### GIVEN INSTRUCTION
Set down, exactly as written, the lines from the top of the data to the line that holds "border border-[#666] flex", and omit the pictures.

### DATA PROVIDED
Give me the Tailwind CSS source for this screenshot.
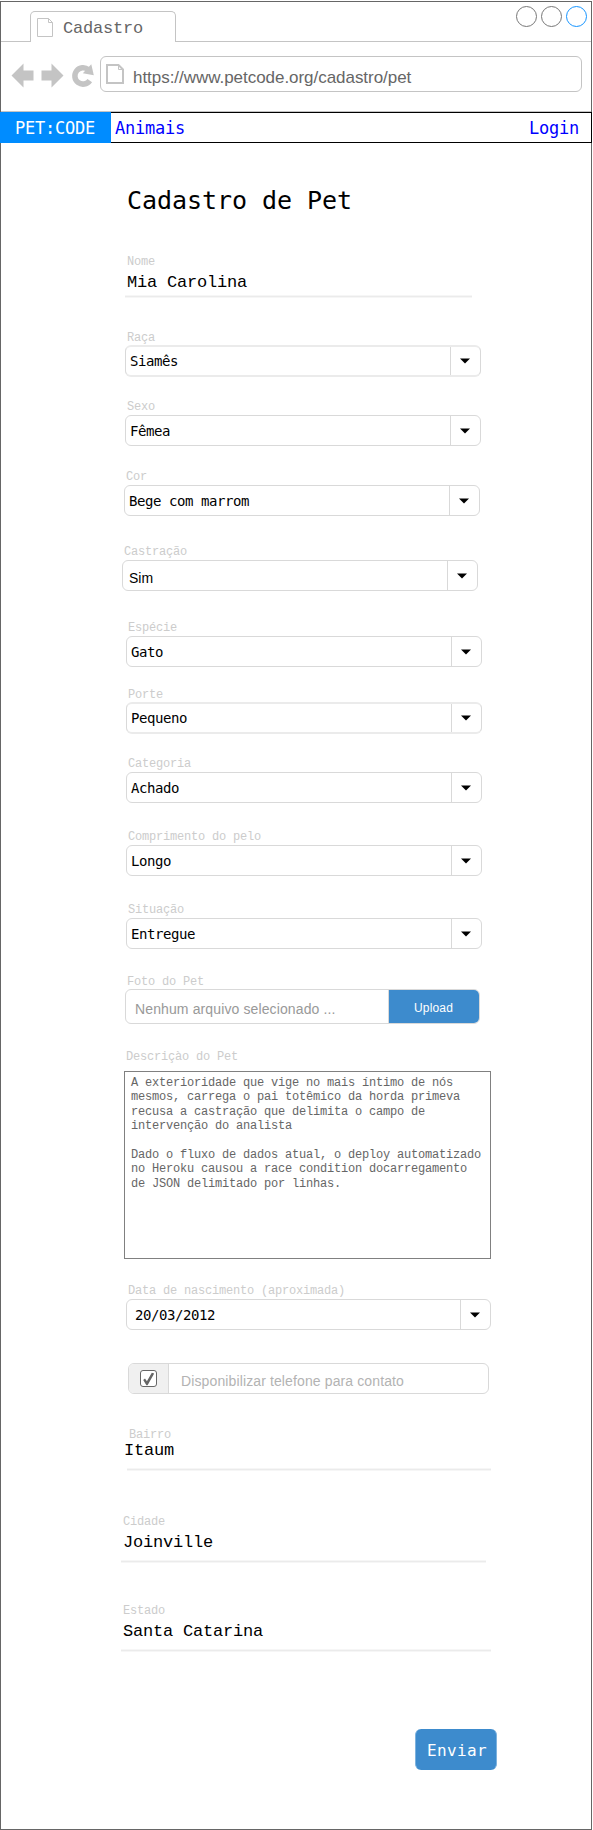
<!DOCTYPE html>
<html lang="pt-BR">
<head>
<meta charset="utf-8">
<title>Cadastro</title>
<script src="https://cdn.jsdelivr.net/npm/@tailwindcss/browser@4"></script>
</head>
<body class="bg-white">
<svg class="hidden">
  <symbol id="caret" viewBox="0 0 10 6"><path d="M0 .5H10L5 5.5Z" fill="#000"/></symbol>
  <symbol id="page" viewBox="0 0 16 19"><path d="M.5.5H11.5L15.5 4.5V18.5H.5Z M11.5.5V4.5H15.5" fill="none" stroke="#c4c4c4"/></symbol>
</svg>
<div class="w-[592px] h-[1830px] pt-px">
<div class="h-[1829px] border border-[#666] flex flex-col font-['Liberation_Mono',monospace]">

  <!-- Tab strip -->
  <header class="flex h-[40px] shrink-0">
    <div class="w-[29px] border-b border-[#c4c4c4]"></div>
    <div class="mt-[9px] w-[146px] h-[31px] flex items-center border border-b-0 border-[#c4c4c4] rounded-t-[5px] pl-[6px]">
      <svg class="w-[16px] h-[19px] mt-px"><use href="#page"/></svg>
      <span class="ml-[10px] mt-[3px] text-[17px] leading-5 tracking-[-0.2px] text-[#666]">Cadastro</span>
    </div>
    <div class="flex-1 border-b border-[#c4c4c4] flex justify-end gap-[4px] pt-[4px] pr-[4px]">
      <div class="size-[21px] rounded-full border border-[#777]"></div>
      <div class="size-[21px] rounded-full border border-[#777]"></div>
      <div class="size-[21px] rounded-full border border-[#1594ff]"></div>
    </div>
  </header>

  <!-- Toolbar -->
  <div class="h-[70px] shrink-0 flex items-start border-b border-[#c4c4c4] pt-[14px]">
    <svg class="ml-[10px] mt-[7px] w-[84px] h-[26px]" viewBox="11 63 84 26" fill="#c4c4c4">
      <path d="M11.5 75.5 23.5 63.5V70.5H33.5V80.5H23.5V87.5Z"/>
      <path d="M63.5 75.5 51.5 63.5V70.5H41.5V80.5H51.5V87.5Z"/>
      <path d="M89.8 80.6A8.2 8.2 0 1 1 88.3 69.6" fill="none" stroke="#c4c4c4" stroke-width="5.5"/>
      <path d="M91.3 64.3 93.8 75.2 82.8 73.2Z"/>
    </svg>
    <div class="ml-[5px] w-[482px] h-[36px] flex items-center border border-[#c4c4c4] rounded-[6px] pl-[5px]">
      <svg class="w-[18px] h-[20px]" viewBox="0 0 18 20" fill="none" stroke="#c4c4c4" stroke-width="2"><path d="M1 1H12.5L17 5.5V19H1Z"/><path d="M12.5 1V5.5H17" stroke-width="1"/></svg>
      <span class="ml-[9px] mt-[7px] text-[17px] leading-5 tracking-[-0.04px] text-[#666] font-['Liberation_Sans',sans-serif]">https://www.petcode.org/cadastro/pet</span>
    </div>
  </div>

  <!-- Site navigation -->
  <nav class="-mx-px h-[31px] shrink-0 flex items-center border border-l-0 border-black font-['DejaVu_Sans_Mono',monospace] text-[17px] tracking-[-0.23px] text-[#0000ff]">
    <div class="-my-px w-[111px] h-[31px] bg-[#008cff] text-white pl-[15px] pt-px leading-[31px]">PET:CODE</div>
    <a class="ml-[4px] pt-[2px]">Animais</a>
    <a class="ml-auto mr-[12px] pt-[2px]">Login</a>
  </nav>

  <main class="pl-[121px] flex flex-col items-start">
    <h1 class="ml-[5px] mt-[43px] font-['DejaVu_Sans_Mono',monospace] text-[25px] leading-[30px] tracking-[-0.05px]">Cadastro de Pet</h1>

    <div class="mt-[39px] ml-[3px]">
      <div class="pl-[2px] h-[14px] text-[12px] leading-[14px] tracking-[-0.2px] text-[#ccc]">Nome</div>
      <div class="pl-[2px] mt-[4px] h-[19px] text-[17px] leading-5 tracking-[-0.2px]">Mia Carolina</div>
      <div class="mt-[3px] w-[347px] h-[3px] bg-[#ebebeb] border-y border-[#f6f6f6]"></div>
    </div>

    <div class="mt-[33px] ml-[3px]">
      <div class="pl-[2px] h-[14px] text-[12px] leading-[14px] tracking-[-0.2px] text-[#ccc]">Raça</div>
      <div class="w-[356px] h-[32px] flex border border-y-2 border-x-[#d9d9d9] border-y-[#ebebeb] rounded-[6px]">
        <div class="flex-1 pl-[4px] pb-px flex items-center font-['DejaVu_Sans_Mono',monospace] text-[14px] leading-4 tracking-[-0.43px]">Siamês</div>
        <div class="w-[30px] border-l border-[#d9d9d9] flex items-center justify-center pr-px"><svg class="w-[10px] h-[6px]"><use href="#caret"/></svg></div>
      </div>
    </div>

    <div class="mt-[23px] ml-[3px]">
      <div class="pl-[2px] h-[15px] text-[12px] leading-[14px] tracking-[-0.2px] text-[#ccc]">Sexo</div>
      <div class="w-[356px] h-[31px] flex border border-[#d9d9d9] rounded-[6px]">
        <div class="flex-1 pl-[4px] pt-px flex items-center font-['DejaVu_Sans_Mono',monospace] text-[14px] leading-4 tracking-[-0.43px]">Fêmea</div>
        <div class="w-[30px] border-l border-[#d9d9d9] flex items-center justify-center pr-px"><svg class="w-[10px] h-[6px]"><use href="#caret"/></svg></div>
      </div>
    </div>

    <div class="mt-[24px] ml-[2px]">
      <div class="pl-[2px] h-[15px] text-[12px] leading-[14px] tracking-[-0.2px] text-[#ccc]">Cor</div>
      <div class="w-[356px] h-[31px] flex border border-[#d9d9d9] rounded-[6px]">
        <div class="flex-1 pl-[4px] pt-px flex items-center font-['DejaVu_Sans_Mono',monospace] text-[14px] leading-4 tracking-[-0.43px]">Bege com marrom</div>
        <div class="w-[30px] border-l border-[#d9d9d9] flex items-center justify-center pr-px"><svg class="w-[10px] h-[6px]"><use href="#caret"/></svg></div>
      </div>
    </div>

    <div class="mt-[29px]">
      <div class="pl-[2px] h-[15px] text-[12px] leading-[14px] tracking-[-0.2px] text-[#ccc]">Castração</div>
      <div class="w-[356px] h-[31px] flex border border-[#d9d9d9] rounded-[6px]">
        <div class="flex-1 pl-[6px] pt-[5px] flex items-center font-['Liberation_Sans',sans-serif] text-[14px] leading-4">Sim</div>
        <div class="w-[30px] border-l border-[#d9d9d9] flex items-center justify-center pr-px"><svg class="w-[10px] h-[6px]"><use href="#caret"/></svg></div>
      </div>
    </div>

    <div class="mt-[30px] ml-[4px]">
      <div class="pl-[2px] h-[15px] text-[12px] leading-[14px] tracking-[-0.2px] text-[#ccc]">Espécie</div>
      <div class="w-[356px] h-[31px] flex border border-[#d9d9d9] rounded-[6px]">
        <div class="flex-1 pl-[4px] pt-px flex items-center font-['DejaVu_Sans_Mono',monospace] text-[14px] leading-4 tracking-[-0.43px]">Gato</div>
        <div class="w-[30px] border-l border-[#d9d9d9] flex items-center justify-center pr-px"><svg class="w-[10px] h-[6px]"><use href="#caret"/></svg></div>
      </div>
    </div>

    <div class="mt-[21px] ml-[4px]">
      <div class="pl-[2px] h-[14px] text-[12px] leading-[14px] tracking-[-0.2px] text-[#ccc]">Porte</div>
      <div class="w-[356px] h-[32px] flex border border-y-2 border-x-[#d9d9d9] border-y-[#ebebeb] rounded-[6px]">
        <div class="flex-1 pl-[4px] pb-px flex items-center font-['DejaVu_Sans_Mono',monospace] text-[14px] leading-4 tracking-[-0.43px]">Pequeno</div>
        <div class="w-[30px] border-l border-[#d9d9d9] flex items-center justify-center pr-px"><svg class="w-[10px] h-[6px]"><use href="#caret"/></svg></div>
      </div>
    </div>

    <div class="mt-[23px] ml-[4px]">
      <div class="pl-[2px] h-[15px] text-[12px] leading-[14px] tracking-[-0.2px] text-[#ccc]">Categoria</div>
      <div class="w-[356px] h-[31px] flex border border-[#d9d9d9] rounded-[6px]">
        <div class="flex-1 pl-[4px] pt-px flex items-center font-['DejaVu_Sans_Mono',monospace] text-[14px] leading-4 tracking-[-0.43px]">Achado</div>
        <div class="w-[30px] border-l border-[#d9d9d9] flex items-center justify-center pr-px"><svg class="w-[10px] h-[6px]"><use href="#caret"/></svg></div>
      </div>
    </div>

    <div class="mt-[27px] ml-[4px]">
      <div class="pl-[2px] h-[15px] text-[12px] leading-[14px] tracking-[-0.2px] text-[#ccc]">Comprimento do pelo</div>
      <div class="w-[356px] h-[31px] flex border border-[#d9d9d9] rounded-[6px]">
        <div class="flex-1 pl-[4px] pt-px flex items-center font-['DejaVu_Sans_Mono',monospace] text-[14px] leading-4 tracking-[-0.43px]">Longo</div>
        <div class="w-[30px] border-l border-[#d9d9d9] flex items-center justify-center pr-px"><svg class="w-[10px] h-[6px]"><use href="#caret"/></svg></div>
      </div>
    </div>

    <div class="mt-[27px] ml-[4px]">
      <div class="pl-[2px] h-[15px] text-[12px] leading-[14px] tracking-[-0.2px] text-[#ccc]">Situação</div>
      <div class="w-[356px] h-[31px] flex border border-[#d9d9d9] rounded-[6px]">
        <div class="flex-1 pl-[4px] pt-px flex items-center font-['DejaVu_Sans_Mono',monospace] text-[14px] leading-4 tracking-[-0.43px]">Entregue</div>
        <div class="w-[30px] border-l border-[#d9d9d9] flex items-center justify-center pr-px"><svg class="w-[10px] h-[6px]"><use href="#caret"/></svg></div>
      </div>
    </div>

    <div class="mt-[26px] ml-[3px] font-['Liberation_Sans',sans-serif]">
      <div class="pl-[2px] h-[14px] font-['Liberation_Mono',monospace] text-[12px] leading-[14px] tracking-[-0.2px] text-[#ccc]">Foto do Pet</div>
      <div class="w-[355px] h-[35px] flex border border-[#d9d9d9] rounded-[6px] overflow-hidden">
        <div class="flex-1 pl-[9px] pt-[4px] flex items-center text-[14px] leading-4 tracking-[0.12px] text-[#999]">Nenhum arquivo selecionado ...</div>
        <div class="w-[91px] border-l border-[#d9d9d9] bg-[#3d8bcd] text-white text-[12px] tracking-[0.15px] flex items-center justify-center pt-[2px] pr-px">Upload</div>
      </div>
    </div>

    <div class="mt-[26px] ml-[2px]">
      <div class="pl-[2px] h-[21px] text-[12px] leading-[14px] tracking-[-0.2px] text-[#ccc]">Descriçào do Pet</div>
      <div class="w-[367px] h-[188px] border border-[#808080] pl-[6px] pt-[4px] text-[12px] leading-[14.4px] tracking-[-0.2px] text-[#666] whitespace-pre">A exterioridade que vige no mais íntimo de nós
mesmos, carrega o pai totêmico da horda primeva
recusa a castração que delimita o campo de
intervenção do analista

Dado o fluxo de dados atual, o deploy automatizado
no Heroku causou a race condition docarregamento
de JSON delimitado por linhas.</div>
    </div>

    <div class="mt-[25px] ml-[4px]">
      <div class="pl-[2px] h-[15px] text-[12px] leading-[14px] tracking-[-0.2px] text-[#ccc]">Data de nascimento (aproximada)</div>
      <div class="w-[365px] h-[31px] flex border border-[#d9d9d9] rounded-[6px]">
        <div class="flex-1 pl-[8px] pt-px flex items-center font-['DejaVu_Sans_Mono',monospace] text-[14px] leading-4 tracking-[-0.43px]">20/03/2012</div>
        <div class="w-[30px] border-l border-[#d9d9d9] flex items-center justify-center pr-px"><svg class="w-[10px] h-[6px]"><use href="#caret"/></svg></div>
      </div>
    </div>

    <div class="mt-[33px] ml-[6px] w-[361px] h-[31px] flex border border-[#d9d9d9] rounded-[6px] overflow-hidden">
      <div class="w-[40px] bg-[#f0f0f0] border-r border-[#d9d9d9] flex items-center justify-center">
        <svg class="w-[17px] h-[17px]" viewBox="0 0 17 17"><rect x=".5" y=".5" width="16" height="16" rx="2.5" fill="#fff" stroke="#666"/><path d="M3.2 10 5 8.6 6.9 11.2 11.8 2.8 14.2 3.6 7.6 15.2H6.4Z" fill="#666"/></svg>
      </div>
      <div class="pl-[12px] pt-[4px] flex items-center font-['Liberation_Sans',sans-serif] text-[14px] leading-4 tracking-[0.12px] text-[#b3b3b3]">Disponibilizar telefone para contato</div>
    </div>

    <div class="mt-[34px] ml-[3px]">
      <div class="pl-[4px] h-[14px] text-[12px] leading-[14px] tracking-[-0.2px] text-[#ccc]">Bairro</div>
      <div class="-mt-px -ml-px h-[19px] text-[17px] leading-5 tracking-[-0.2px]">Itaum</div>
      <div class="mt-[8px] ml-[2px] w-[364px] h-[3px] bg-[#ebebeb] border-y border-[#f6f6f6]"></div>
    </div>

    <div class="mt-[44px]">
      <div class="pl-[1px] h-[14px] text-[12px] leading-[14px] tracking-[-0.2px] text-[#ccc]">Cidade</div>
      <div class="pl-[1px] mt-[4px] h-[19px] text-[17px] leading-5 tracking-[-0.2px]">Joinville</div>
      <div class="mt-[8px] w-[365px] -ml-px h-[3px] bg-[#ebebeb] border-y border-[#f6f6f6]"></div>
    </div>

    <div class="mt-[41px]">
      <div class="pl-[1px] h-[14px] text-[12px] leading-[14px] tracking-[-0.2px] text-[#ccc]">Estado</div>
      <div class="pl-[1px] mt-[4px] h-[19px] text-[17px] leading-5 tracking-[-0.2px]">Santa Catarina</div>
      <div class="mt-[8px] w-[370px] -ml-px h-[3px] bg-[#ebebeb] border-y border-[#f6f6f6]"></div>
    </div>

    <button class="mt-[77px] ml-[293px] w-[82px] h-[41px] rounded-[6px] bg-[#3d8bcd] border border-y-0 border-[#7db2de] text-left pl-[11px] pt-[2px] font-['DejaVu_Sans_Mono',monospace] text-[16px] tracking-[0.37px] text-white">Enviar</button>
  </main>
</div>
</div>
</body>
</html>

### COMPLETE ANSWER
Give me the Tailwind CSS source for this screenshot.
<!DOCTYPE html>
<html lang="pt-BR">
<head>
<meta charset="utf-8">
<title>Cadastro</title>
<script src="https://cdn.jsdelivr.net/npm/@tailwindcss/browser@4"></script>
</head>
<body class="bg-white">
<svg class="hidden">
  <symbol id="caret" viewBox="0 0 10 6"><path d="M0 .5H10L5 5.5Z" fill="#000"/></symbol>
  <symbol id="page" viewBox="0 0 16 19"><path d="M.5.5H11.5L15.5 4.5V18.5H.5Z M11.5.5V4.5H15.5" fill="none" stroke="#c4c4c4"/></symbol>
</svg>
<div class="w-[592px] h-[1830px] pt-px">
<div class="h-[1829px] border border-[#666] flex flex-col font-['Liberation_Mono',monospace]">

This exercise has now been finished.